* **DATA LINES**

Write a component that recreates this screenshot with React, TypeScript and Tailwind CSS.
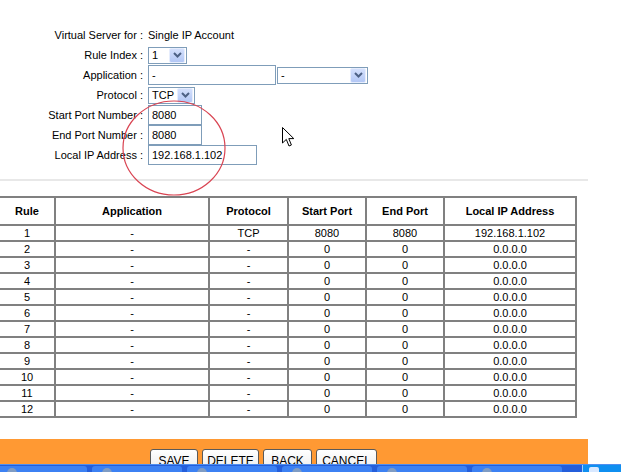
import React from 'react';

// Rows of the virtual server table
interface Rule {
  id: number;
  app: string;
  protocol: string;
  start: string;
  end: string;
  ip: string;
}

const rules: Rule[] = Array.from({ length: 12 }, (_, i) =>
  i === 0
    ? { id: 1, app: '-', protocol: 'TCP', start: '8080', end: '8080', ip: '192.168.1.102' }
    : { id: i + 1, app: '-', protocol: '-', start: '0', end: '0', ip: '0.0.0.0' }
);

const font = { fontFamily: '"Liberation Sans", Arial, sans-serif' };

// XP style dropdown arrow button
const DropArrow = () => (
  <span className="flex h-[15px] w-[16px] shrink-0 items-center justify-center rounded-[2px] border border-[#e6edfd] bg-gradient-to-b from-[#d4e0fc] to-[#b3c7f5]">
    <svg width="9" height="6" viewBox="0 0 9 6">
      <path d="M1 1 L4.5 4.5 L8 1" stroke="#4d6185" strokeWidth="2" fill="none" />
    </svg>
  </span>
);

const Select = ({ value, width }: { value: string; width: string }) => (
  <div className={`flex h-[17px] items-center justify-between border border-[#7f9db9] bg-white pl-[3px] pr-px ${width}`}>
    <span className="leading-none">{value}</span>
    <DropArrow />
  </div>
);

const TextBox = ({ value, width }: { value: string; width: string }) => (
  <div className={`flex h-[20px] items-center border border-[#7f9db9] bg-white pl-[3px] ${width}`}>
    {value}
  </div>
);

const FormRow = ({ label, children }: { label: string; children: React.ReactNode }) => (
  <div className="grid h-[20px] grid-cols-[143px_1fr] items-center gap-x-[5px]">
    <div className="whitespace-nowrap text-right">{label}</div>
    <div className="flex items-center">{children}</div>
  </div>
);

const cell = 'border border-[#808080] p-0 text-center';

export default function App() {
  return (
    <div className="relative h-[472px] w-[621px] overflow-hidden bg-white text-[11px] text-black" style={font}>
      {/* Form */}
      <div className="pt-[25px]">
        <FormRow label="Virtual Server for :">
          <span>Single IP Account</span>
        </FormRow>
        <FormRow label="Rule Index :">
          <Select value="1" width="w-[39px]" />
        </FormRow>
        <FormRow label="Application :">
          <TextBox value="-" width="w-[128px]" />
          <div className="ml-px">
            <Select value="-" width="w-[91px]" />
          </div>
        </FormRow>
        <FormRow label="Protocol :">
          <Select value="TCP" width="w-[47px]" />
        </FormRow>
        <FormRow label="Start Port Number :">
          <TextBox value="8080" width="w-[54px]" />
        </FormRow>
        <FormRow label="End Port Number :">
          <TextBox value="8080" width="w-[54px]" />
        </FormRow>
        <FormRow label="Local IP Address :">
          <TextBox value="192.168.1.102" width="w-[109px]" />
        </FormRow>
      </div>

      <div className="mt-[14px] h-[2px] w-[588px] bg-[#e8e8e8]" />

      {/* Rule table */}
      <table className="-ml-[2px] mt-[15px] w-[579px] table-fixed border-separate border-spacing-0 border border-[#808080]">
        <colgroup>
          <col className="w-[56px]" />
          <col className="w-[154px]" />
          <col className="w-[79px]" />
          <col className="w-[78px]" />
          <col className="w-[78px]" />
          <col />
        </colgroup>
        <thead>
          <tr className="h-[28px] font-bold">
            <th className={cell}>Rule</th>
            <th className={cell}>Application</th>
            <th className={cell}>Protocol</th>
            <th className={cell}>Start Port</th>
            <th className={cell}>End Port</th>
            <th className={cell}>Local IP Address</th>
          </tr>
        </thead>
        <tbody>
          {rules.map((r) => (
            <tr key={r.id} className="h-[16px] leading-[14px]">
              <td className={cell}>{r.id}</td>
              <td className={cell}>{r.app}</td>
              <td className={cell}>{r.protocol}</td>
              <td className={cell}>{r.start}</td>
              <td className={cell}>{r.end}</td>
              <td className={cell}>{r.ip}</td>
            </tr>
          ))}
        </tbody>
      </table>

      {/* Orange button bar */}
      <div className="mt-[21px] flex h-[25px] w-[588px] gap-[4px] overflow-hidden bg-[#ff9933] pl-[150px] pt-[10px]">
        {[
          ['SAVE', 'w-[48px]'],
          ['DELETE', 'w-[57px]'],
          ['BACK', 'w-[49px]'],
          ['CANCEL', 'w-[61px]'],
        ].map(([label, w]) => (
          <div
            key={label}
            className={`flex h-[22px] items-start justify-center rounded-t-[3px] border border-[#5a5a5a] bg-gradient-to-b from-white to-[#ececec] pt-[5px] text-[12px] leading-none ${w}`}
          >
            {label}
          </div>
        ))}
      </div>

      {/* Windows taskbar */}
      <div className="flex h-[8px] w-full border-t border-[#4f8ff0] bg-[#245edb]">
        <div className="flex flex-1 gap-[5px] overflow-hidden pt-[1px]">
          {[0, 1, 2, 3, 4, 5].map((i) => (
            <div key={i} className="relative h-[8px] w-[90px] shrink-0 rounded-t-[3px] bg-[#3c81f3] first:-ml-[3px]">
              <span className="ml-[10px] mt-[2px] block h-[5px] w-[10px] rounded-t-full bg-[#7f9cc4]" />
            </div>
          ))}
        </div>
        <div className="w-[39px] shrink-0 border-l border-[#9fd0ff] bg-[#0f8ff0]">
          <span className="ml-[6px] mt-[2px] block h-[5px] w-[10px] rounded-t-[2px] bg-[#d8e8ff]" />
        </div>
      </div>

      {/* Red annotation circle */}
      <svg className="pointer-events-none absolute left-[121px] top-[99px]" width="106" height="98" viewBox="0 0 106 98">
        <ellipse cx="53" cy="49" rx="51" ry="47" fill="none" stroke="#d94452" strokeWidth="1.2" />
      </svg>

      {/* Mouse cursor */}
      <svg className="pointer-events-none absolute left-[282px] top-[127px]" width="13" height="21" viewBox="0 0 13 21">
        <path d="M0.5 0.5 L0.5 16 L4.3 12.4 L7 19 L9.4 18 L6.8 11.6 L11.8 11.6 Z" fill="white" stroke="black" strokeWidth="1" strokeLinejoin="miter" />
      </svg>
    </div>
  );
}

* **WHAT YOU ARE ASKED TO DO**
Without the pictures, print the whole listing exactly as given.

* **OUTPUT FOR THIS TASK**
Write a component that recreates this screenshot with React, TypeScript and Tailwind CSS.
import React from 'react';

// Rows of the virtual server table
interface Rule {
  id: number;
  app: string;
  protocol: string;
  start: string;
  end: string;
  ip: string;
}

const rules: Rule[] = Array.from({ length: 12 }, (_, i) =>
  i === 0
    ? { id: 1, app: '-', protocol: 'TCP', start: '8080', end: '8080', ip: '192.168.1.102' }
    : { id: i + 1, app: '-', protocol: '-', start: '0', end: '0', ip: '0.0.0.0' }
);

const font = { fontFamily: '"Liberation Sans", Arial, sans-serif' };

// XP style dropdown arrow button
const DropArrow = () => (
  <span className="flex h-[15px] w-[16px] shrink-0 items-center justify-center rounded-[2px] border border-[#e6edfd] bg-gradient-to-b from-[#d4e0fc] to-[#b3c7f5]">
    <svg width="9" height="6" viewBox="0 0 9 6">
      <path d="M1 1 L4.5 4.5 L8 1" stroke="#4d6185" strokeWidth="2" fill="none" />
    </svg>
  </span>
);

const Select = ({ value, width }: { value: string; width: string }) => (
  <div className={`flex h-[17px] items-center justify-between border border-[#7f9db9] bg-white pl-[3px] pr-px ${width}`}>
    <span className="leading-none">{value}</span>
    <DropArrow />
  </div>
);

const TextBox = ({ value, width }: { value: string; width: string }) => (
  <div className={`flex h-[20px] items-center border border-[#7f9db9] bg-white pl-[3px] ${width}`}>
    {value}
  </div>
);

const FormRow = ({ label, children }: { label: string; children: React.ReactNode }) => (
  <div className="grid h-[20px] grid-cols-[143px_1fr] items-center gap-x-[5px]">
    <div className="whitespace-nowrap text-right">{label}</div>
    <div className="flex items-center">{children}</div>
  </div>
);

const cell = 'border border-[#808080] p-0 text-center';

export default function App() {
  return (
    <div className="relative h-[472px] w-[621px] overflow-hidden bg-white text-[11px] text-black" style={font}>
      {/* Form */}
      <div className="pt-[25px]">
        <FormRow label="Virtual Server for :">
          <span>Single IP Account</span>
        </FormRow>
        <FormRow label="Rule Index :">
          <Select value="1" width="w-[39px]" />
        </FormRow>
        <FormRow label="Application :">
          <TextBox value="-" width="w-[128px]" />
          <div className="ml-px">
            <Select value="-" width="w-[91px]" />
          </div>
        </FormRow>
        <FormRow label="Protocol :">
          <Select value="TCP" width="w-[47px]" />
        </FormRow>
        <FormRow label="Start Port Number :">
          <TextBox value="8080" width="w-[54px]" />
        </FormRow>
        <FormRow label="End Port Number :">
          <TextBox value="8080" width="w-[54px]" />
        </FormRow>
        <FormRow label="Local IP Address :">
          <TextBox value="192.168.1.102" width="w-[109px]" />
        </FormRow>
      </div>

      <div className="mt-[14px] h-[2px] w-[588px] bg-[#e8e8e8]" />

      {/* Rule table */}
      <table className="-ml-[2px] mt-[15px] w-[579px] table-fixed border-separate border-spacing-0 border border-[#808080]">
        <colgroup>
          <col className="w-[56px]" />
          <col className="w-[154px]" />
          <col className="w-[79px]" />
          <col className="w-[78px]" />
          <col className="w-[78px]" />
          <col />
        </colgroup>
        <thead>
          <tr className="h-[28px] font-bold">
            <th className={cell}>Rule</th>
            <th className={cell}>Application</th>
            <th className={cell}>Protocol</th>
            <th className={cell}>Start Port</th>
            <th className={cell}>End Port</th>
            <th className={cell}>Local IP Address</th>
          </tr>
        </thead>
        <tbody>
          {rules.map((r) => (
            <tr key={r.id} className="h-[16px] leading-[14px]">
              <td className={cell}>{r.id}</td>
              <td className={cell}>{r.app}</td>
              <td className={cell}>{r.protocol}</td>
              <td className={cell}>{r.start}</td>
              <td className={cell}>{r.end}</td>
              <td className={cell}>{r.ip}</td>
            </tr>
          ))}
        </tbody>
      </table>

      {/* Orange button bar */}
      <div className="mt-[21px] flex h-[25px] w-[588px] gap-[4px] overflow-hidden bg-[#ff9933] pl-[150px] pt-[10px]">
        {[
          ['SAVE', 'w-[48px]'],
          ['DELETE', 'w-[57px]'],
          ['BACK', 'w-[49px]'],
          ['CANCEL', 'w-[61px]'],
        ].map(([label, w]) => (
          <div
            key={label}
            className={`flex h-[22px] items-start justify-center rounded-t-[3px] border border-[#5a5a5a] bg-gradient-to-b from-white to-[#ececec] pt-[5px] text-[12px] leading-none ${w}`}
          >
            {label}
          </div>
        ))}
      </div>

      {/* Windows taskbar */}
      <div className="flex h-[8px] w-full border-t border-[#4f8ff0] bg-[#245edb]">
        <div className="flex flex-1 gap-[5px] overflow-hidden pt-[1px]">
          {[0, 1, 2, 3, 4, 5].map((i) => (
            <div key={i} className="relative h-[8px] w-[90px] shrink-0 rounded-t-[3px] bg-[#3c81f3] first:-ml-[3px]">
              <span className="ml-[10px] mt-[2px] block h-[5px] w-[10px] rounded-t-full bg-[#7f9cc4]" />
            </div>
          ))}
        </div>
        <div className="w-[39px] shrink-0 border-l border-[#9fd0ff] bg-[#0f8ff0]">
          <span className="ml-[6px] mt-[2px] block h-[5px] w-[10px] rounded-t-[2px] bg-[#d8e8ff]" />
        </div>
      </div>

      {/* Red annotation circle */}
      <svg className="pointer-events-none absolute left-[121px] top-[99px]" width="106" height="98" viewBox="0 0 106 98">
        <ellipse cx="53" cy="49" rx="51" ry="47" fill="none" stroke="#d94452" strokeWidth="1.2" />
      </svg>

      {/* Mouse cursor */}
      <svg className="pointer-events-none absolute left-[282px] top-[127px]" width="13" height="21" viewBox="0 0 13 21">
        <path d="M0.5 0.5 L0.5 16 L4.3 12.4 L7 19 L9.4 18 L6.8 11.6 L11.8 11.6 Z" fill="white" stroke="black" strokeWidth="1" strokeLinejoin="miter" />
      </svg>
    </div>
  );
}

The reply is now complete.